DIGRESS take05 RESULTS

何を期待するかによって物事の受け止め方は変化する。同じ事象を目にしたとしても期待通りであった者の心象と期待とは違った者の心象は大きく違う筈だ。これは個々人の性格の違いだけでなく、一個人の中でも本人が意識しているよりも速い速度で変化し続け日や時間によってすら感じ方や受け止め方は変化する。人の持つ揺らぎとは常にそうしたものだし人の曖昧さもまた常であるが、その揺らぎの幅を個の中で1本のベクトルとして収束させれるか?もまた常に人には問われている。それが何かを創り出すクリエイターとなれば尚更だ。

SPEED SPECTERに期待されている物創りとは何だろうか?と考えてみるに、多くはクリエイターである高蝶が展開するブランドに繋がる表現やデザイン上での物創りになるだろうし、近年のSPEED SPECTERでも敢えてそうしたCASEを設けてツアーやイベントを行ったりもしていた事は確かだし、インプロビゼーションによって創り出されたアイテムが展開しているブランドのピースとして発展していく様を見る事は少なからず在っただろう。

CASE: DIGRESSとして配信形式のライブクリエイションへと場を変えて以来、SPEED SPECTERはそうした期待に対しては裏切りを続けてる様に映るし、一目で伝わるモチーフや流れを敢えて少なくしている様がtake03からは更にその色合いを強くしていると今回のtake05でのクリエイションが確信させる。

DIGRESS take05でのライブクリエイションが始まった際に、先ずは彫り始めたシルバー地金の欠片が流れを生んでいく中では、過去のクリエイションの様に何処かしら高蝶が手掛けるブランドのカテゴリーに収束される事を予感させたが、真鍮の地金板を加工し始めたタイミングからクリエイションの流れは完全に変わり、鍛金と彫金を織り交ぜたどのブランドカテゴリーにも属さないSPEED SPECTERならではのクリエイション完了に至った。

スカルやクロス等のモチーフ、アラベスク等の意匠を用いた流れの表現を得意とする高蝶が別軸のセンスとして持っている得意な分野が、今回のクリエイションで感じる事が出来る金属自体をどう加工すると高い次元でアイテムとして結実するか?であって、其れは高蝶が展開するブランドのアイテムを創り出す下地となる技術の部分でもある。

クリエイターであると同時にクラフトマンでもある高蝶がSPEED SPECTER CASE:DIGRESSでパフォーマンスして見せようとしているのは、自らの技術に於ける根幹の部分からなるカタチであり、ライブ配信形式イベントの特徴を踏まえてのアクションと言うところだろうか。

代表的なモチーフや流れによるクリエイションを観る側は期待するかも知れない、或いはそうしたクリエイションがCASE:DIGRESSでも行われる事があるかも知れない。

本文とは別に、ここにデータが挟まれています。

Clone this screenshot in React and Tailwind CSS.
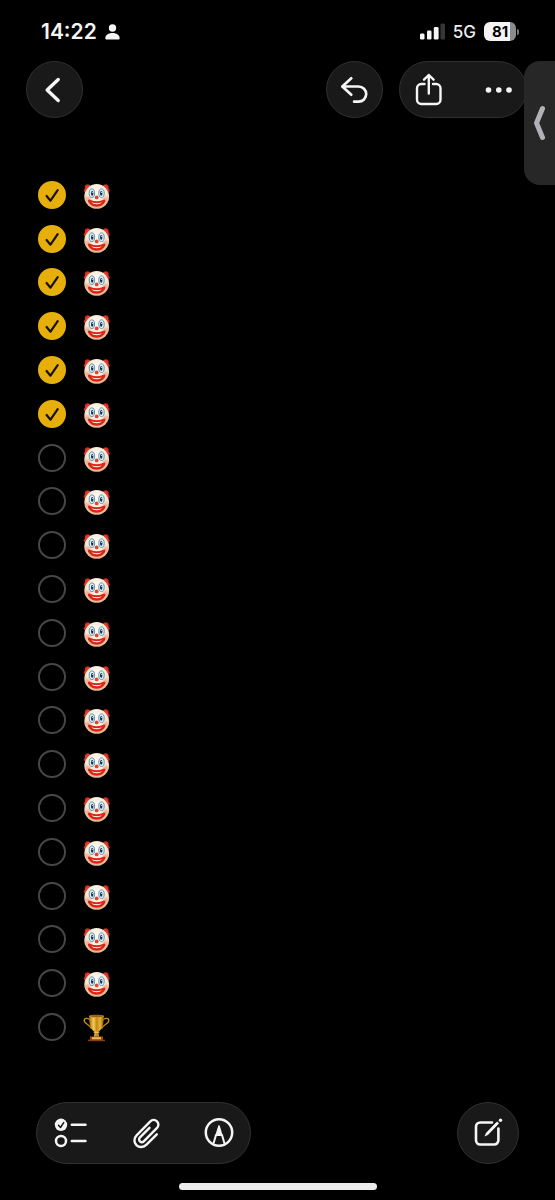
import { useState } from "react";

const initialItems = Array.from({ length: 20 }, (_, index) => ({
  id: index + 1,
  kind: index === 19 ? "trophy" : "clown",
  done: index < 6
}));

const Clown = () => (
  <svg viewBox="0 0 28 28" className="size-7" role="img" aria-label="Clown face">
    <defs>
      <radialGradient id="clown-skin" cx="50%" cy="35%" r="65%">
        <stop offset="0%" stopColor="#fffdf8" />
        <stop offset="60%" stopColor="#f9ead6" />
        <stop offset="100%" stopColor="#deb083" />
      </radialGradient>
      <radialGradient id="clown-cheek">
        <stop offset="0%" stopColor="#f58a70" stopOpacity="0.7" />
        <stop offset="100%" stopColor="#f58a70" stopOpacity="0" />
      </radialGradient>
    </defs>
    <g fill="#c9261a">
      <circle cx="4.6" cy="5" r="2.8" />
      <circle cx="2.7" cy="8.4" r="2" />
      <circle cx="22.8" cy="5" r="2.8" />
      <circle cx="24.7" cy="8.4" r="2" />
    </g>
    <circle cx="13.7" cy="14.4" r="12.4" fill="url(#clown-skin)" />
    <path d="M2.4 9.8c.8-2.8 2.5-4.9 5-6.4L5 3 2 6zM25 9.8c-.8-2.8-2.5-4.9-5-6.4l2.400-.4 3 3z" fill="#e7402d" />
    <circle cx="5" cy="17" r="4" fill="url(#clown-cheek)" />
    <circle cx="22.4" cy="17" r="4" fill="url(#clown-cheek)" />
    <g fill="#e3f1f6" stroke="#5795b5" strokeWidth="1">
      <ellipse cx="8.9" cy="11.2" rx="2.7" ry="4.3" />
      <ellipse cx="18.5" cy="11.2" rx="2.7" ry="4.3" />
    </g>
    <ellipse cx="9.2" cy="11.4" rx="1.2" ry="2.4" fill="#1c3147" />
    <ellipse cx="18.2" cy="11.4" rx="1.2" ry="2.4" fill="#1c3147" />
    <circle cx="9.4" cy="10.4" r="0.5" fill="#fff" />
    <circle cx="18.4" cy="10.4" r="0.5" fill="#fff" />
    <circle cx="13.7" cy="15.4" r="1.9" fill="#e2452f" />
    <path d="M5.3 17.8q1.2-.9 2.3.2 6.1 2.600 12.200 0 1.100-1.100 2.300-.2c.8.8.2 2.400-.8 3.500-3.600 4.700-11.600 4.700-15.200 0-1-1.100-1.600-2.700-.8-3.500z" fill="#dc2418" />
    <path d="M8.400 20.300q5.300 1.800 10.600 0-1.500 2-5.300 2t-5.300-2z" fill="#fff" />
  </svg>
);

const Trophy = () => (
  <svg viewBox="0 0 28 28" className="size-7" role="img" aria-label="Trophy">
    <defs>
      <linearGradient id="trophy-gold" x1="0" x2="1">
        <stop offset="0%" stopColor="#a96f0c" />
        <stop offset="30%" stopColor="#f3cb51" />
        <stop offset="52%" stopColor="#c58612" />
        <stop offset="75%" stopColor="#e9b637" />
        <stop offset="100%" stopColor="#8d5808" />
      </linearGradient>
    </defs>
    <path
      d="M7 6C5.2 3.600 1 3.900 1.200 6.900c.2 2.800 5.200 3.300 7.400 8M20 6c1.800-2.400 6-2.100 5.800.9-.2 2.800-5.200 3.300-7.400 8"
      fill="none"
      stroke="#c48b1c"
      strokeWidth="1.400"
    />
    <path d="M6.2 2h14.600c.1 8-1.500 13.400-5.500 15.800l.8 5.200h-5.200l.8-5.200C7.700 15.400 6.100 10 6.200 2z" fill="url(#trophy-gold)" />
    <ellipse cx="13.5" cy="2.200" rx="7.300" ry="1" fill="#7d510d" stroke="#e1ad36" strokeWidth="0.6" />
    <path d="M10.600 18.200h5.800" stroke="#f4d36b" strokeWidth="1" />
    <path d="M7 22.400h13v3.600H7z" fill="#9a4a14" />
    <path d="M9 23.200h9v2.200H9z" fill="#edbb62" />
    <path d="M5 25.600h17v1.600H5z" fill="#8a3c0e" />
  </svg>
);

const StatusBar = () => (
  <div className="flex h-[61px] items-center justify-between pt-[2px] pr-9 pl-[41px]">
    <div className="flex items-center gap-2">
      <span className="text-[21px] leading-6 font-semibold">14:22</span>
      <svg viewBox="0 0 15 16" className="h-4 w-[15px]" fill="currentColor" aria-hidden="true">
        <circle cx="7.5" cy="4" r="3.7" />
        <path d="M.3 14.200C.3 11 3.400 8.900 7.500 8.900s7.200 2.100 7.200 5.300c0 .9-.5 1.400-1.500 1.400H1.800c-1 0-1.500-.5-1.500-1.400z" />
      </svg>
    </div>
    <div className="flex items-center gap-2">
      <svg viewBox="0 0 25 17" className="h-[17px] w-[25px]" fill="currentColor" aria-hidden="true">
        <rect x="0" y="10.5" width="4.5" height="6" rx="1.3" />
        <rect x="7" y="7.5" width="4.5" height="9" rx="1.3" />
        <rect x="13.8" y="4" width="4.8" height="12.5" rx="1.3" />
        <rect x="20.5" y="0.5" width="4.5" height="16" rx="1.3" fill="#363636" />
      </svg>
      <span className="text-[17px] leading-6 font-medium text-[#eeeeee]">5G</span>
      <div className="flex items-center gap-px">
        <div className="flex h-[19px] w-8 items-center justify-center rounded-md bg-linear-to-r from-[#f4f4f4] from-81% to-[#8b8b8b] to-81% text-[15px] leading-none font-bold text-black">
          81
        </div>
        <div className="h-[6px] w-[2px] rounded-r-full bg-[#777777]" />
      </div>
    </div>
  </div>
);

const glass = "border border-[#303030] bg-[#191919]";

const Header = () => (
  <header className="flex items-center pr-7 pl-[26px]">
    <button aria-label="Back" className={`mr-auto flex size-[57px] items-center justify-center rounded-full ${glass}`}>
      <svg viewBox="0 0 30 30" className="mr-1 size-[30px]" fill="none" stroke="currentColor" strokeWidth="3.4" strokeLinecap="round" strokeLinejoin="round">
        <path d="M20.2 4.500 9.200 15l11 10.500" />
      </svg>
    </button>
    <button aria-label="Undo" className={`mr-4 flex size-[57px] items-center justify-center rounded-full ${glass}`}>
      <svg viewBox="0 0 30 30" className="size-[30px]" fill="none" stroke="currentColor" strokeWidth="2.7" strokeLinecap="round" strokeLinejoin="round">
        <path d="M11.300 3.300 2.300 11.500l9 8.200M3.200 11.500H18.600a7.600 7.600 0 0 1 0 15.200h-4.500" />
      </svg>
    </button>
    <div className={`flex h-[57px] w-32 items-center justify-between rounded-full pr-3 pl-[15px] ${glass}`}>
      <button aria-label="Share">
        <svg viewBox="0 0 28 34" className="h-[34px] w-7" fill="none" stroke="currentColor" strokeWidth="2.4" strokeLinecap="round" strokeLinejoin="round">
          <path d="M9.500 11H6.200A4.200 4.200 0 0 0 2 15.200v11.600A4.200 4.200 0 0 0 6.200 31h15.100a4.200 4.200 0 0 0 4.200-4.200V15.200a4.200 4.200 0 0 0-4.200-4.200H18M13.800 20.500V2M9 6.700 13.800 2l4.800 4.700" />
        </svg>
      </button>
      <button aria-label="More">
        <svg viewBox="0 0 30 30" className="size-[30px]" fill="currentColor">
          <circle cx="4.5" cy="15" r="2.800" />
          <circle cx="14.8" cy="15" r="2.800" />
          <circle cx="25" cy="15" r="2.800" />
        </svg>
      </button>
    </div>
  </header>
);

const ChecklistRow = ({ item, onToggle }) => (
  <li className="flex flex-1 items-center">
    <label className="flex items-center gap-[17px]">
      <span className="grid size-7 place-items-center">
        <input
          type="checkbox"
          checked={item.done}
          onChange={() => onToggle(item.id)}
          className="col-start-1 row-start-1 size-7 appearance-none rounded-full border-2 border-[#474749] checked:border-[#e6af0c] checked:bg-[#e6af0c]"
        />
        {item.done && (
          <svg viewBox="0 0 28 28" className="pointer-events-none col-start-1 row-start-1 size-7" fill="none" stroke="#171204" strokeWidth="2.2" strokeLinecap="round" strokeLinejoin="round">
            <path d="m8.600 15 3.900 4.700 7.200-10.500" />
          </svg>
        )}
      </span>
      <span className="pt-[2px]">{item.kind === "trophy" ? <Trophy /> : <Clown />}</span>
    </label>
  </li>
);

const Footer = () => (
  <footer className="mt-[53px] flex items-center justify-between px-9">
    <div className={`flex h-[62px] w-[215px] items-center justify-between rounded-full pr-4 pl-[17px] ${glass}`}>
      <button aria-label="Checklist">
        <svg viewBox="0 0 34 30" className="h-[30px] w-[34px]" fill="none" stroke="currentColor" strokeWidth="2.5" strokeLinecap="round" strokeLinejoin="round">
          <circle cx="7" cy="6.800" r="6.200" fill="currentColor" stroke="none" />
          <path d="m4.500 7.200 2 2.300 3.200-4.900" stroke="#191919" strokeWidth="1.500" />
          <circle cx="7" cy="23" r="5" />
          <path d="M17.800 6.800H31.500M17.800 23h13.700" />
        </svg>
      </button>
      <button aria-label="Attach">
        <svg viewBox="0 0 28 32" className="h-8 w-7" fill="none" stroke="currentColor" strokeWidth="2.4" strokeLinecap="round" strokeLinejoin="round">
          <path d="M24.800 17.300 14.500 27.600c-3 3-7.300 3.200-10.100.5s-2.600-7 .4-10L18.100 4.600c2-2 4.900-2.200 6.900-.3s1.800 4.900-.2 6.900L12 24.100c-1.200 1.200-2.900 1.300-4.100.2s-1-2.900.1-4l9.500-9.500" />
        </svg>
      </button>
      <button aria-label="Markup">
        <svg viewBox="0 0 30 30" className="size-[30px]" fill="none" stroke="currentColor" strokeLinejoin="round">
          <circle cx="15" cy="14.500" r="13.200" strokeWidth="2.500" />
          <path d="M9.200 26.500 12 17h6l2.800 9.500" strokeWidth="2" />
          <path d="M14.200 8q.8-1.800 1.600 0l3.100 10h-7.800z" fill="currentColor" stroke="none" />
        </svg>
      </button>
    </div>
    <button aria-label="New note" className={`flex size-[62px] items-center justify-center rounded-full ${glass}`}>
      <svg viewBox="0 0 30 30" className="size-[30px]" fill="none" stroke="currentColor" strokeWidth="2.6" strokeLinecap="round" strokeLinejoin="round">
        <path d="M19 4.500H7.200A4.200 4.200 0 0 0 3 8.700v13.600a4.200 4.200 0 0 0 4.200 4.200h14a4.200 4.200 0 0 0 4.200-4.200V10.500" />
        <path d="m24.200 3.500 1.800 1.800-11.600 12-2.900 1.300 1.300-3.100z" fill="currentColor" stroke="none" />
        <path d="M24.200 5.300 14 15.800" strokeWidth="2.600" strokeLinecap="butt" />
        <circle cx="27.500" cy="2.200" r="1.700" fill="currentColor" stroke="none" />
      </svg>
    </button>
  </footer>
);

const App = () => {
  const [items, setItems] = useState(initialItems);

  const toggleItem = (id) => {
    setItems(items.map((item) => (item.id === id ? { ...item, done: !item.done } : item)));
  };

  return (
    <div className="relative flex min-h-screen flex-col overflow-hidden bg-black font-['Inter',sans-serif] text-[#f5f5f5]">
      <StatusBar />
      <Header />
      <main className="mt-[55px] flex flex-1 flex-col">
        <ul className="flex flex-1 flex-col pl-[38px]">
          {items.map((item) => (
            <ChecklistRow key={item.id} item={item} onToggle={toggleItem} />
          ))}
        </ul>
      </main>
      <Footer />
      <div className="mx-auto mt-[19px] mb-[10px] h-[7px] w-[198px] rounded-full bg-[#ececec]" />
      <button aria-label="Show video" className="absolute top-[61px] right-0 flex h-[124px] w-[31px] items-center justify-center rounded-l-2xl bg-[#272727]">
        <svg viewBox="0 0 16 38" className="h-[38px] w-4" fill="none" stroke="#b2b2b6" strokeWidth="5" strokeLinecap="round" strokeLinejoin="round">
          <path d="M10.500 4.500 4.500 19l6 14.500" />
        </svg>
      </button>
    </div>
  );
};

export default App;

そうしたアクションが観る側の期待を裏切るカタチだったとしても、SPEED SPECTERは揺らぎを振り幅としたライブクリエイションで1本のベクトルへと収束させていく。

 

「何処かへ行き、何かを創る」 そのシンプルなコンセプトを軸に、クリエイター高蝶智樹が行うライブクリエイションツアー。
Loud Style Design、VANITAS、ANOTHER HEAVENといった自身が携わるブランドのスタイルや技術を用いるだけでなく、インプロヴィゼーションによってクリエイションを行うライブでは、日頃の創作活動では用いられる事の少ない技術や加工法が繰り出される事も多く、単なるライブクリエイションとは一線を画すものとなっている。
2008年のスタートから10年以上を経過し、コンヴェンションやエキシヴィジョンでの展開、対戦形式で行われるクリエイションバトル等、ツアーのコンテンツに多様化を齎しながらも、「何処かへ行き、何かを創る」というシンプルなコンセプトは変わる事無く旅は続いている。